:: AIM OF THE TASK ::
Transcribe the whole listing below without changing a word, but leave out every image.

:: PROVIDED DATA ::
/---

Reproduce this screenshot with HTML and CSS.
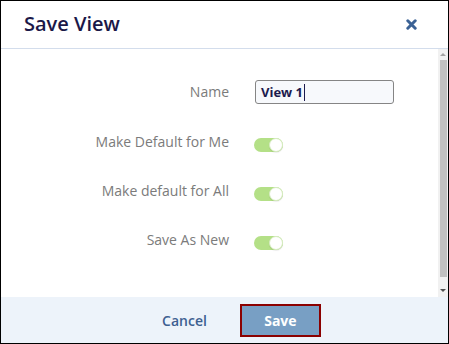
FILE: index.html
```html
<!DOCTYPE html>
<html lang="en">
<head>
    <meta charset="UTF-8">
    <meta name="viewport" content="width=device-width, initial-scale=1.0">
    <title>Save View</title>
    <link rel="stylesheet" href="styles.css">
</head>
<body>
    <div class="dialog">
        <div class="dialog-header">
            <h1 class="dialog-title">Save View</h1>
            <button class="close-btn" type="button" aria-label="Close">
                <svg width="11" height="11" viewBox="0 0 11 11">
                    <path d="M1.8 1.8 L9.2 9.2 M9.2 1.8 L1.8 9.2" stroke="#3b6295" stroke-width="3" stroke-linecap="round"/>
                </svg>
            </button>
        </div>

        <div class="dialog-body">
            <div class="form">
                <div class="field field-name">
                    <label class="field-label">Name</label>
                    <div class="text-input">View 1<span class="caret"></span></div>
                </div>
                <div class="field">
                    <label class="field-label">Make Default for Me</label>
                    <span class="toggle on"><span class="knob"></span></span>
                </div>
                <div class="field">
                    <label class="field-label">Make default for All</label>
                    <span class="toggle on"><span class="knob"></span></span>
                </div>
                <div class="field">
                    <label class="field-label">Save As New</label>
                    <span class="toggle on"><span class="knob"></span></span>
                </div>
            </div>
            <!-- fake scrollbar -->
            <div class="scrollbar">
                <span class="arrow-up"></span>
                <span class="thumb"></span>
                <span class="arrow-down"></span>
            </div>
        </div>

        <div class="dialog-footer">
            <button class="btn-link" type="button">Cancel</button>
            <button class="btn-save" type="button">Save</button>
        </div>
    </div>
</body>
</html>
```

FILE: styles.css
```css
*{
    margin: 0;
    padding: 0;
    box-sizing: border-box;
}
body{
    font-family: "Open Sans", "Liberation Sans", sans-serif;
    background-color: white;
}
.dialog{
    width: 449px;
    height: 344px;
    border: 1px solid black;
    display: flex;
    flex-direction: column;
    background-color: white;
}
.dialog-header{
    height: 48px;
    flex-shrink: 0;
    display: flex;
    align-items: center;
    padding: 0 31px 0 23px;
    border-bottom: 1px solid #d3ddec;
}
.dialog-title{
    font-size: 20px;
    font-weight: 600;
    color: #1b1848;
    line-height: 27px;
    margin-top: -2px;
}
.close-btn{
    margin-left: auto;
    border: none;
    background: none;
    width: 11px;
    height: 11px;
    display: flex;
    margin-top: -1px;
}
.dialog-body{
    flex: 1;
    display: flex;
    min-height: 0;
}
.form{
    flex: 1;
    display: flex;
    flex-direction: column;
    gap: 25px;
    padding-top: 31px;
}
.field{
    display: grid;
    grid-template-columns: 228px 1fr;
    column-gap: 25px;
    align-items: center;
    height: 24px;
}
.field-name{
    margin-bottom: 1px;
}
.field-label{
    text-align: right;
    font-size: 14px;
    line-height: 24px;
    color: #7b7b7b;
}
.text-input{
    margin-left: 1px;
    width: 139px;
    height: 24px;
    border: 1px solid #858585;
    border-radius: 3px;
    background-color: #f7f9fc;
    padding-left: 5px;
    font-size: 13px;
    font-weight: 700;
    line-height: 22px;
    color: #1c1b4e;
    display: flex;
    align-items: center;
}
.caret{
    display: inline-block;
    width: 1px;
    height: 17px;
    margin-left: 1px;
    background-color: #1c1b4e;
}
.toggle{
    position: relative;
    display: block;
    width: 29px;
    height: 14px;
    border-radius: 7px;
    background-color: #b4e087;
    margin-top: 6px;
}
.toggle .knob{
    position: absolute;
    top: 0;
    right: 0;
    width: 14px;
    height: 14px;
    border-radius: 50%;
    background-color: white;
    border: 1px solid #d6ecc0;
    box-shadow: 0 1px 1px rgba(0,0,0,0.08);
}
.scrollbar{
    width: 10px;
    flex-shrink: 0;
    background-color: #f1f1f1;
    display: flex;
    flex-direction: column;
    align-items: center;
    padding: 4px 0 5px;
}
.arrow-up{
    width: 0;
    height: 0;
    border-left: 3px solid transparent;
    border-right: 3px solid transparent;
    border-bottom: 3px solid #a3a3a3;
}
.thumb{
    width: 7px;
    flex: 1;
    margin: 4px 0 12px;
    background-color: #c1c1c1;
}
.arrow-down{
    width: 0;
    height: 0;
    border-left: 3px solid transparent;
    border-right: 3px solid transparent;
    border-top: 3px solid #505050;
}
.dialog-footer{
    height: 46px;
    flex-shrink: 0;
    background-color: #edf3fa;
    display: flex;
    align-items: center;
    justify-content: center;
    gap: 33px;
    padding-left: 34px;
}
.btn-link{
    border: none;
    background: none;
    font-family: inherit;
    font-size: 14px;
    font-weight: 600;
    color: #3d6091;
}
.btn-save{
    width: 81px;
    height: 33px;
    border: 2px solid #8b0000;
    background-color: #789fc4;
    color: white;
    font-family: inherit;
    font-size: 14px;
    font-weight: 700;
    margin-top: 1px;
}
```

\---

:: WRITTEN ANSWER ::
Reproduce this screenshot with HTML and CSS.
FILE: index.html
```html
<!DOCTYPE html>
<html lang="en">
<head>
    <meta charset="UTF-8">
    <meta name="viewport" content="width=device-width, initial-scale=1.0">
    <title>Save View</title>
    <link rel="stylesheet" href="styles.css">
</head>
<body>
    <div class="dialog">
        <div class="dialog-header">
            <h1 class="dialog-title">Save View</h1>
            <button class="close-btn" type="button" aria-label="Close">
                <svg width="11" height="11" viewBox="0 0 11 11">
                    <path d="M1.8 1.8 L9.2 9.2 M9.2 1.8 L1.8 9.2" stroke="#3b6295" stroke-width="3" stroke-linecap="round"/>
                </svg>
            </button>
        </div>

        <div class="dialog-body">
            <div class="form">
                <div class="field field-name">
                    <label class="field-label">Name</label>
                    <div class="text-input">View 1<span class="caret"></span></div>
                </div>
                <div class="field">
                    <label class="field-label">Make Default for Me</label>
                    <span class="toggle on"><span class="knob"></span></span>
                </div>
                <div class="field">
                    <label class="field-label">Make default for All</label>
                    <span class="toggle on"><span class="knob"></span></span>
                </div>
                <div class="field">
                    <label class="field-label">Save As New</label>
                    <span class="toggle on"><span class="knob"></span></span>
                </div>
            </div>
            <!-- fake scrollbar -->
            <div class="scrollbar">
                <span class="arrow-up"></span>
                <span class="thumb"></span>
                <span class="arrow-down"></span>
            </div>
        </div>

        <div class="dialog-footer">
            <button class="btn-link" type="button">Cancel</button>
            <button class="btn-save" type="button">Save</button>
        </div>
    </div>
</body>
</html>
```

FILE: styles.css
```css
*{
    margin: 0;
    padding: 0;
    box-sizing: border-box;
}
body{
    font-family: "Open Sans", "Liberation Sans", sans-serif;
    background-color: white;
}
.dialog{
    width: 449px;
    height: 344px;
    border: 1px solid black;
    display: flex;
    flex-direction: column;
    background-color: white;
}
.dialog-header{
    height: 48px;
    flex-shrink: 0;
    display: flex;
    align-items: center;
    padding: 0 31px 0 23px;
    border-bottom: 1px solid #d3ddec;
}
.dialog-title{
    font-size: 20px;
    font-weight: 600;
    color: #1b1848;
    line-height: 27px;
    margin-top: -2px;
}
.close-btn{
    margin-left: auto;
    border: none;
    background: none;
    width: 11px;
    height: 11px;
    display: flex;
    margin-top: -1px;
}
.dialog-body{
    flex: 1;
    display: flex;
    min-height: 0;
}
.form{
    flex: 1;
    display: flex;
    flex-direction: column;
    gap: 25px;
    padding-top: 31px;
}
.field{
    display: grid;
    grid-template-columns: 228px 1fr;
    column-gap: 25px;
    align-items: center;
    height: 24px;
}
.field-name{
    margin-bottom: 1px;
}
.field-label{
    text-align: right;
    font-size: 14px;
    line-height: 24px;
    color: #7b7b7b;
}
.text-input{
    margin-left: 1px;
    width: 139px;
    height: 24px;
    border: 1px solid #858585;
    border-radius: 3px;
    background-color: #f7f9fc;
    padding-left: 5px;
    font-size: 13px;
    font-weight: 700;
    line-height: 22px;
    color: #1c1b4e;
    display: flex;
    align-items: center;
}
.caret{
    display: inline-block;
    width: 1px;
    height: 17px;
    margin-left: 1px;
    background-color: #1c1b4e;
}
.toggle{
    position: relative;
    display: block;
    width: 29px;
    height: 14px;
    border-radius: 7px;
    background-color: #b4e087;
    margin-top: 6px;
}
.toggle .knob{
    position: absolute;
    top: 0;
    right: 0;
    width: 14px;
    height: 14px;
    border-radius: 50%;
    background-color: white;
    border: 1px solid #d6ecc0;
    box-shadow: 0 1px 1px rgba(0,0,0,0.08);
}
.scrollbar{
    width: 10px;
    flex-shrink: 0;
    background-color: #f1f1f1;
    display: flex;
    flex-direction: column;
    align-items: center;
    padding: 4px 0 5px;
}
.arrow-up{
    width: 0;
    height: 0;
    border-left: 3px solid transparent;
    border-right: 3px solid transparent;
    border-bottom: 3px solid #a3a3a3;
}
.thumb{
    width: 7px;
    flex: 1;
    margin: 4px 0 12px;
    background-color: #c1c1c1;
}
.arrow-down{
    width: 0;
    height: 0;
    border-left: 3px solid transparent;
    border-right: 3px solid transparent;
    border-top: 3px solid #505050;
}
.dialog-footer{
    height: 46px;
    flex-shrink: 0;
    background-color: #edf3fa;
    display: flex;
    align-items: center;
    justify-content: center;
    gap: 33px;
    padding-left: 34px;
}
.btn-link{
    border: none;
    background: none;
    font-family: inherit;
    font-size: 14px;
    font-weight: 600;
    color: #3d6091;
}
.btn-save{
    width: 81px;
    height: 33px;
    border: 2px solid #8b0000;
    background-color: #789fc4;
    color: white;
    font-family: inherit;
    font-size: 14px;
    font-weight: 700;
    margin-top: 1px;
}
```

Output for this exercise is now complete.